-- What is required --
Print word for word the first line of the listing below and every line after it, through the line with "</SelectRow>". Leave out the pictures and the rest.

- - - -

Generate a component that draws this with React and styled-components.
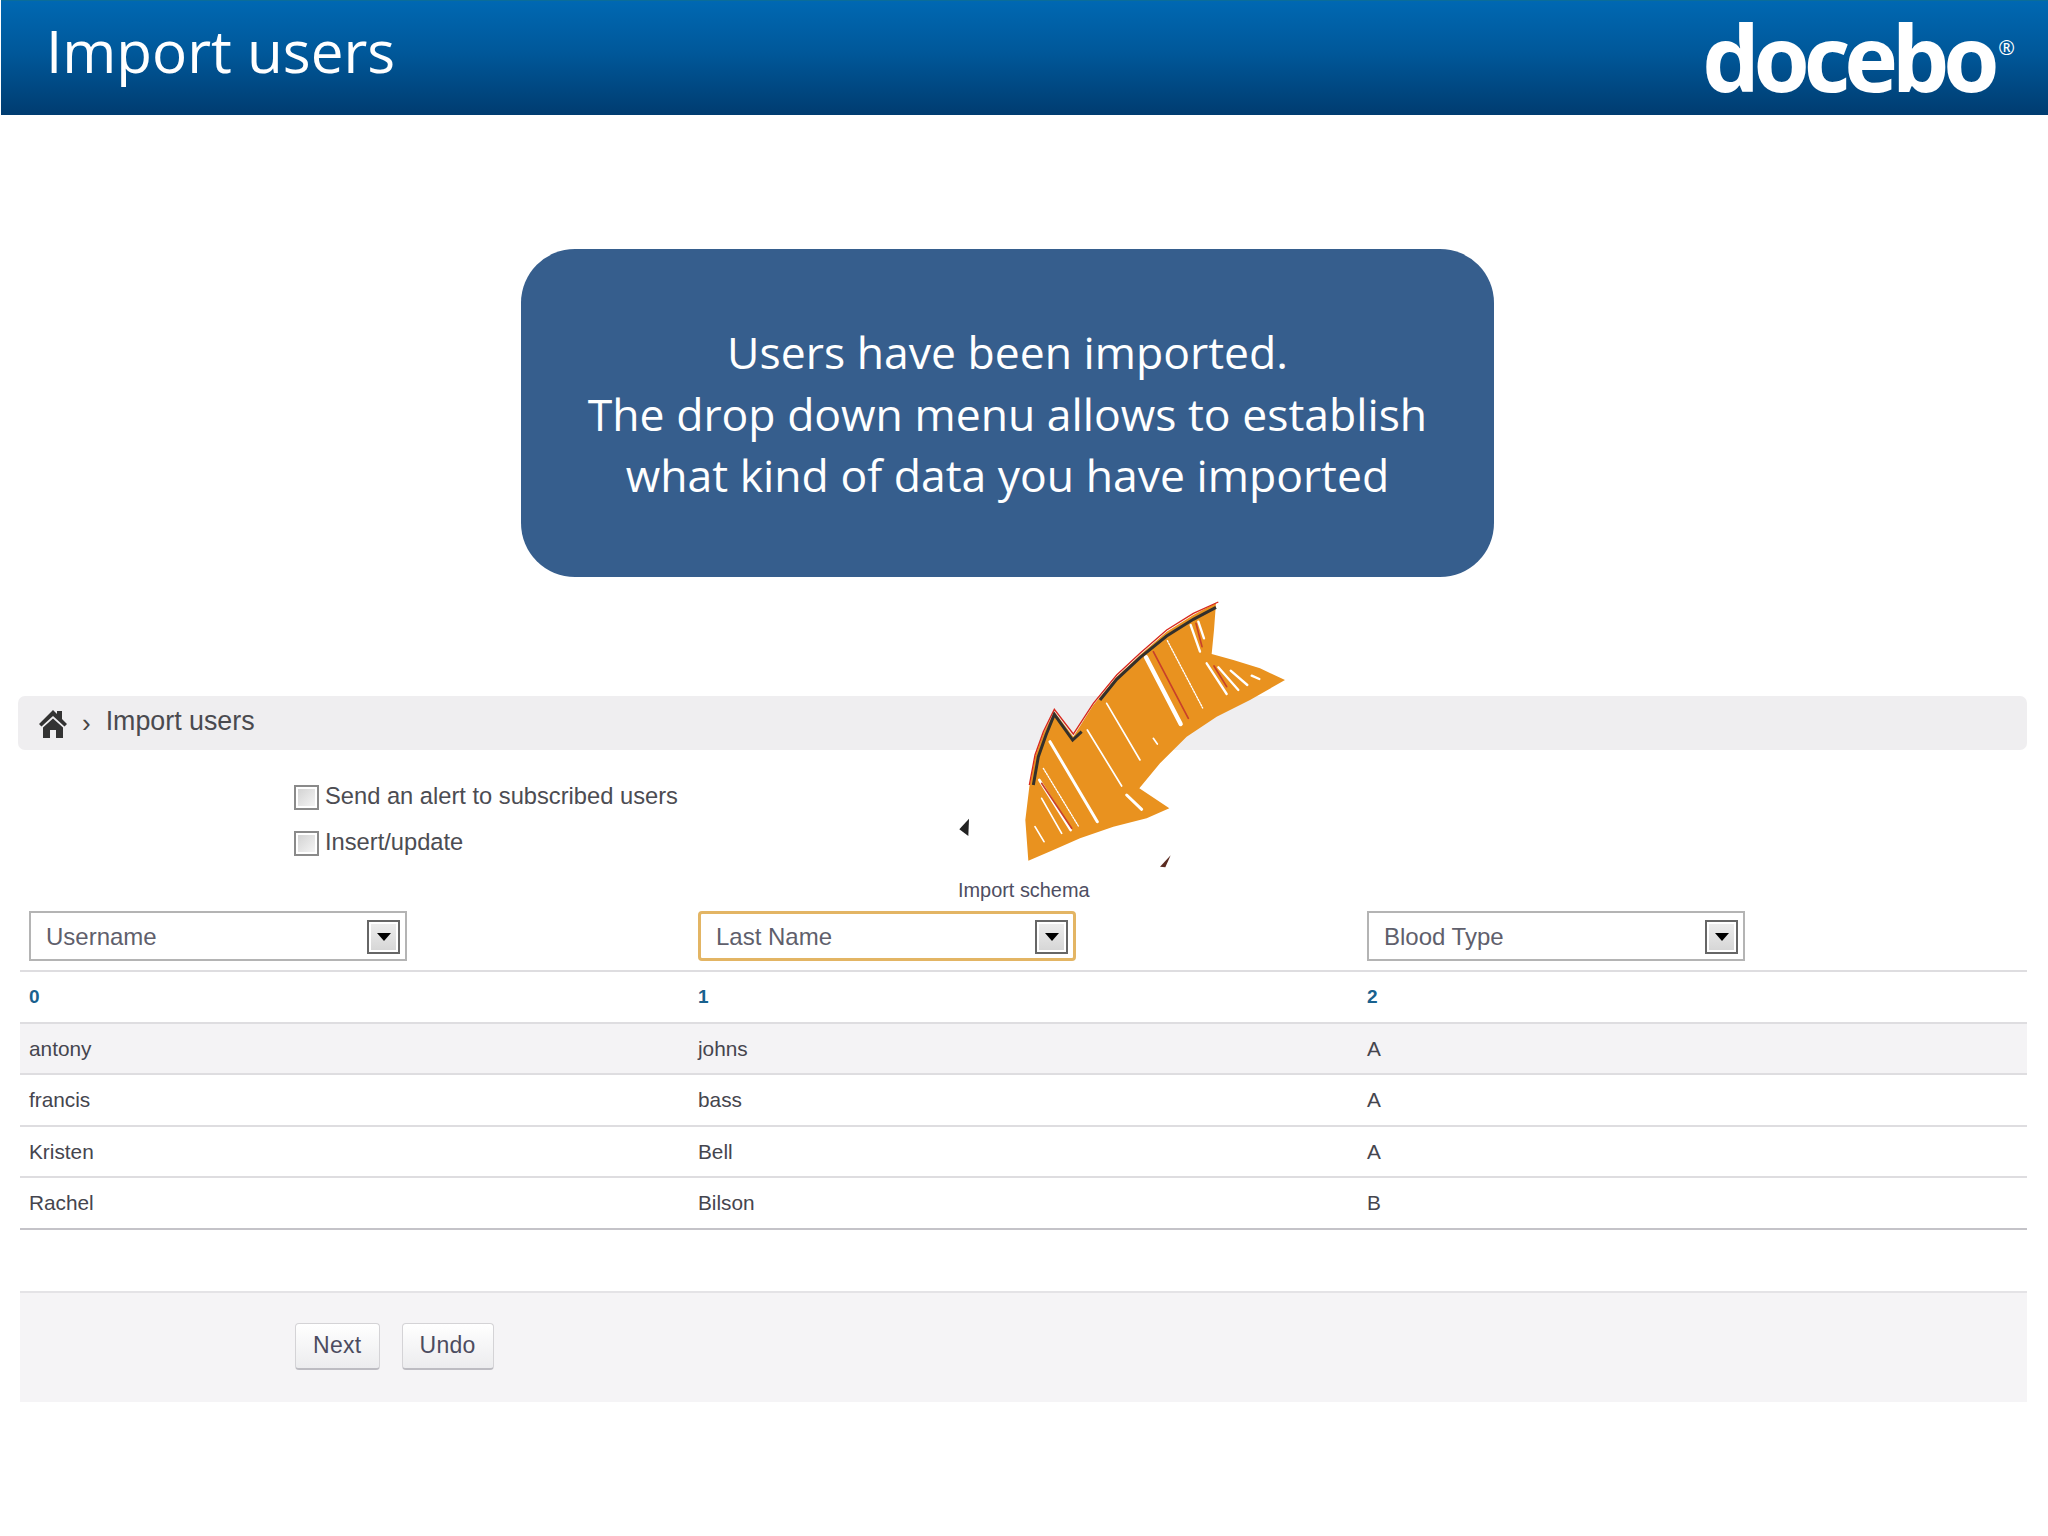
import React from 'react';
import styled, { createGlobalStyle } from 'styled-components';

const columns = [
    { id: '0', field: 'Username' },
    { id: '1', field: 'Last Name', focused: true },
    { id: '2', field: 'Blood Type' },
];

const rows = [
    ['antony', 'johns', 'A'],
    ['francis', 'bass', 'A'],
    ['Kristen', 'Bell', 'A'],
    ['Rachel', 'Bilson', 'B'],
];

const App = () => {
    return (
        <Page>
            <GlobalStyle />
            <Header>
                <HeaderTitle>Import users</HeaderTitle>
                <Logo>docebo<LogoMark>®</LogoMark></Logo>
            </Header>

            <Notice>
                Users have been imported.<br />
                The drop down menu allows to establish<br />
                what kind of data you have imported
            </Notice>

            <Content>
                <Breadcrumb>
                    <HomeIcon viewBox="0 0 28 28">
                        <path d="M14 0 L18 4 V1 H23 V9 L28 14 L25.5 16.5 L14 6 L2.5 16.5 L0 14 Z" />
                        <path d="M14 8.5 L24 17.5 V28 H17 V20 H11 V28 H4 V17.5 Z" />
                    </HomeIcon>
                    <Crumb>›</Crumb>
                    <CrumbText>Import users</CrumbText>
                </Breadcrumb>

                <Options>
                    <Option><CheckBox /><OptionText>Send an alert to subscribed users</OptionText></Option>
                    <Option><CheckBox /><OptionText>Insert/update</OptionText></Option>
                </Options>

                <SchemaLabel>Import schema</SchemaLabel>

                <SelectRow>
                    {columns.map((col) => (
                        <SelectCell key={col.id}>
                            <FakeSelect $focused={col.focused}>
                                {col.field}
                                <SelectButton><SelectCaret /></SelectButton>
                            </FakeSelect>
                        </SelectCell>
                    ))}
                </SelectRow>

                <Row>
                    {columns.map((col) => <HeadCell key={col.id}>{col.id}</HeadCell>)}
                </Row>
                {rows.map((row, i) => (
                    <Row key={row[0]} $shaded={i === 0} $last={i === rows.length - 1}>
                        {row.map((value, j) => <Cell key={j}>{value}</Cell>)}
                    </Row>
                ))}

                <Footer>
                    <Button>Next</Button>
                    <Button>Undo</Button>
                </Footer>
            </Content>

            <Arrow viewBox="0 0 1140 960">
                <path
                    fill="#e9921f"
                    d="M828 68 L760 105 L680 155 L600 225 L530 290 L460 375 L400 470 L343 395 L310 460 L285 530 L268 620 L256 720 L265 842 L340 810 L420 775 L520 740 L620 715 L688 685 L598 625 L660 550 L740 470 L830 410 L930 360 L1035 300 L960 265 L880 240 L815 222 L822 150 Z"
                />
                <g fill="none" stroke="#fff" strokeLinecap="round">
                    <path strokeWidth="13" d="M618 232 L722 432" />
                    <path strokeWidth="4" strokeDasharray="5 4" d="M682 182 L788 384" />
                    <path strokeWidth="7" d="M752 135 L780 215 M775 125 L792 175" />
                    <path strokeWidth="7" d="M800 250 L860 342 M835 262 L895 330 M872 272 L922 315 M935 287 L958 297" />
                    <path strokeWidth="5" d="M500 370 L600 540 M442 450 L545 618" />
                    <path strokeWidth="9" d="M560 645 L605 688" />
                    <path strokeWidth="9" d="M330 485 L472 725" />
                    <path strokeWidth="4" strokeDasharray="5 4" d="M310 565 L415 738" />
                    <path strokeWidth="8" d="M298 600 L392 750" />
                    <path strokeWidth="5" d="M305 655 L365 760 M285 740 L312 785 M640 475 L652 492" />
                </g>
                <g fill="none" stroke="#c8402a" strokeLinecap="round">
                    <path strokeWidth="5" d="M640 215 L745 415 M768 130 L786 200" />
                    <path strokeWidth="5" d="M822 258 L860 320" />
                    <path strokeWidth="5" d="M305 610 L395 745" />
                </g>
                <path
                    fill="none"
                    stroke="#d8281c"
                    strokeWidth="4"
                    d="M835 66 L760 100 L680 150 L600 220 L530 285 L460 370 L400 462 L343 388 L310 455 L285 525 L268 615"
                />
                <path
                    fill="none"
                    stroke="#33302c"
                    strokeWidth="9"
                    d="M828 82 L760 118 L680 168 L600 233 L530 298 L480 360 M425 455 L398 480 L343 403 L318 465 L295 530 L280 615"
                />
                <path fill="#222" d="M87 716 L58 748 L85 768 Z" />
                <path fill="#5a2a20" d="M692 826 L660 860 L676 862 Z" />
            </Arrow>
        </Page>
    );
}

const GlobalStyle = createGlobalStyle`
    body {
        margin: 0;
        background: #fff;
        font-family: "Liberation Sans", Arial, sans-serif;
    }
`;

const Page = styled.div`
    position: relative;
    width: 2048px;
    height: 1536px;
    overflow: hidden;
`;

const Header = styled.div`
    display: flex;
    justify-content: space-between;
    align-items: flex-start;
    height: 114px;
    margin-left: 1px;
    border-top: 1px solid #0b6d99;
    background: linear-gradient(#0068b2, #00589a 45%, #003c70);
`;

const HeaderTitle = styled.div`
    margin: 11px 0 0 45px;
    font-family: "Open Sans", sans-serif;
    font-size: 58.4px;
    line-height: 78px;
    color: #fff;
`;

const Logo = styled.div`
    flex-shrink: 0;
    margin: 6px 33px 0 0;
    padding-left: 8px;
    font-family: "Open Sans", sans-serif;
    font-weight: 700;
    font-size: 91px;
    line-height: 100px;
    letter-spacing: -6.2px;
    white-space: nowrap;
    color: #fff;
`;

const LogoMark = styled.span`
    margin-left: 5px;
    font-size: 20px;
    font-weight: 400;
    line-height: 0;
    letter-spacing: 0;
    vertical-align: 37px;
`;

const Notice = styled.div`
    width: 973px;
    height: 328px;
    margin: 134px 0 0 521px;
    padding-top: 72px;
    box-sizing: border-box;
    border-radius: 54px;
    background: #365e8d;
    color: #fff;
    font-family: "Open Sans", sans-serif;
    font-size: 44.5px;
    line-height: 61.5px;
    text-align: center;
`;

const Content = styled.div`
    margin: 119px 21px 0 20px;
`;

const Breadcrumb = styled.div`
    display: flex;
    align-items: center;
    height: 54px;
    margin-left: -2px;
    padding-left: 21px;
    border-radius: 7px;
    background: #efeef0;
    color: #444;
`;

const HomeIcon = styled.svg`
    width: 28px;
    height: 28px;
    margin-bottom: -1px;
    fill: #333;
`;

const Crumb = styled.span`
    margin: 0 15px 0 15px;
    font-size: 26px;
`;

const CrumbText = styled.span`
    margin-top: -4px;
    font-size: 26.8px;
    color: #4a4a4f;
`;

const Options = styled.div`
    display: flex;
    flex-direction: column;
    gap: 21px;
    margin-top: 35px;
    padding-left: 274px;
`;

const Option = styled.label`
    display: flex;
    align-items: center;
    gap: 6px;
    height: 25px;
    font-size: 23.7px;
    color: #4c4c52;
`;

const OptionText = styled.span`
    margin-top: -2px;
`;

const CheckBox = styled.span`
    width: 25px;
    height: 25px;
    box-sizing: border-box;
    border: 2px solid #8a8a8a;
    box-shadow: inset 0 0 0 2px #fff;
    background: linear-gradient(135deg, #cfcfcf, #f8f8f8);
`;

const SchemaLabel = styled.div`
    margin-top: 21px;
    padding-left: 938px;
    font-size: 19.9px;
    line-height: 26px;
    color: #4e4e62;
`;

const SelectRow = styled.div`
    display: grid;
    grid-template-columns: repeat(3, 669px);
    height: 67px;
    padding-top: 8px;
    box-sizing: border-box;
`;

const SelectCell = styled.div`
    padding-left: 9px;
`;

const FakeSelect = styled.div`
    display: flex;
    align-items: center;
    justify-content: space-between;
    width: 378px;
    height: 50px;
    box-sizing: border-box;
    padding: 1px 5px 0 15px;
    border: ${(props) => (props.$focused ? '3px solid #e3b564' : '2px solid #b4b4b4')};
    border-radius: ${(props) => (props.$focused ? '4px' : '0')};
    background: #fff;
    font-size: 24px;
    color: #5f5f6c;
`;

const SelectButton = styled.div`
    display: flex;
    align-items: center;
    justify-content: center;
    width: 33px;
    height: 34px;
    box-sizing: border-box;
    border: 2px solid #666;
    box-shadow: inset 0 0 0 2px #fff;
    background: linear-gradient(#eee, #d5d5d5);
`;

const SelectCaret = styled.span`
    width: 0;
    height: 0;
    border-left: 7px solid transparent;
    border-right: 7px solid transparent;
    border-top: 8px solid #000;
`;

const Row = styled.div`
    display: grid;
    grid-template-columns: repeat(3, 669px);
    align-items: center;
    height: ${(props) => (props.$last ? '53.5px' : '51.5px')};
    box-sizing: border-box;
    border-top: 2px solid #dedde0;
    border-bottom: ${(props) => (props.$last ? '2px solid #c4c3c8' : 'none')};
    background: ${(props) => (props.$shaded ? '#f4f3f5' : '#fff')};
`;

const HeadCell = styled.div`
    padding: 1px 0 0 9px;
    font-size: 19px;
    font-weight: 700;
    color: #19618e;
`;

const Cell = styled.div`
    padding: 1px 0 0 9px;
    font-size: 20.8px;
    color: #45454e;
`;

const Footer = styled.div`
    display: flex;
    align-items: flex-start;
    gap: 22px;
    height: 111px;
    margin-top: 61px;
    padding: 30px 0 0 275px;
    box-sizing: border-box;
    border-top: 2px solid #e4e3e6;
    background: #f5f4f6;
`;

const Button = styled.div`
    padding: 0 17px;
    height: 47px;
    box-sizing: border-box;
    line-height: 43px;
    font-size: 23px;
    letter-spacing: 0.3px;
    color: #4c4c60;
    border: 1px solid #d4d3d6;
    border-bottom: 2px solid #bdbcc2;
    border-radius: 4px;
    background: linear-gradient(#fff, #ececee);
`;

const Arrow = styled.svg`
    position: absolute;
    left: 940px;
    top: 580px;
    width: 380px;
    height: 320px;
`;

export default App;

- - - -

-- Worked answer --
Generate a component that draws this with React and styled-components.
import React from 'react';
import styled, { createGlobalStyle } from 'styled-components';

const columns = [
    { id: '0', field: 'Username' },
    { id: '1', field: 'Last Name', focused: true },
    { id: '2', field: 'Blood Type' },
];

const rows = [
    ['antony', 'johns', 'A'],
    ['francis', 'bass', 'A'],
    ['Kristen', 'Bell', 'A'],
    ['Rachel', 'Bilson', 'B'],
];

const App = () => {
    return (
        <Page>
            <GlobalStyle />
            <Header>
                <HeaderTitle>Import users</HeaderTitle>
                <Logo>docebo<LogoMark>®</LogoMark></Logo>
            </Header>

            <Notice>
                Users have been imported.<br />
                The drop down menu allows to establish<br />
                what kind of data you have imported
            </Notice>

            <Content>
                <Breadcrumb>
                    <HomeIcon viewBox="0 0 28 28">
                        <path d="M14 0 L18 4 V1 H23 V9 L28 14 L25.5 16.5 L14 6 L2.5 16.5 L0 14 Z" />
                        <path d="M14 8.5 L24 17.5 V28 H17 V20 H11 V28 H4 V17.5 Z" />
                    </HomeIcon>
                    <Crumb>›</Crumb>
                    <CrumbText>Import users</CrumbText>
                </Breadcrumb>

                <Options>
                    <Option><CheckBox /><OptionText>Send an alert to subscribed users</OptionText></Option>
                    <Option><CheckBox /><OptionText>Insert/update</OptionText></Option>
                </Options>

                <SchemaLabel>Import schema</SchemaLabel>

                <SelectRow>
                    {columns.map((col) => (
                        <SelectCell key={col.id}>
                            <FakeSelect $focused={col.focused}>
                                {col.field}
                                <SelectButton><SelectCaret /></SelectButton>
                            </FakeSelect>
                        </SelectCell>
                    ))}
                </SelectRow>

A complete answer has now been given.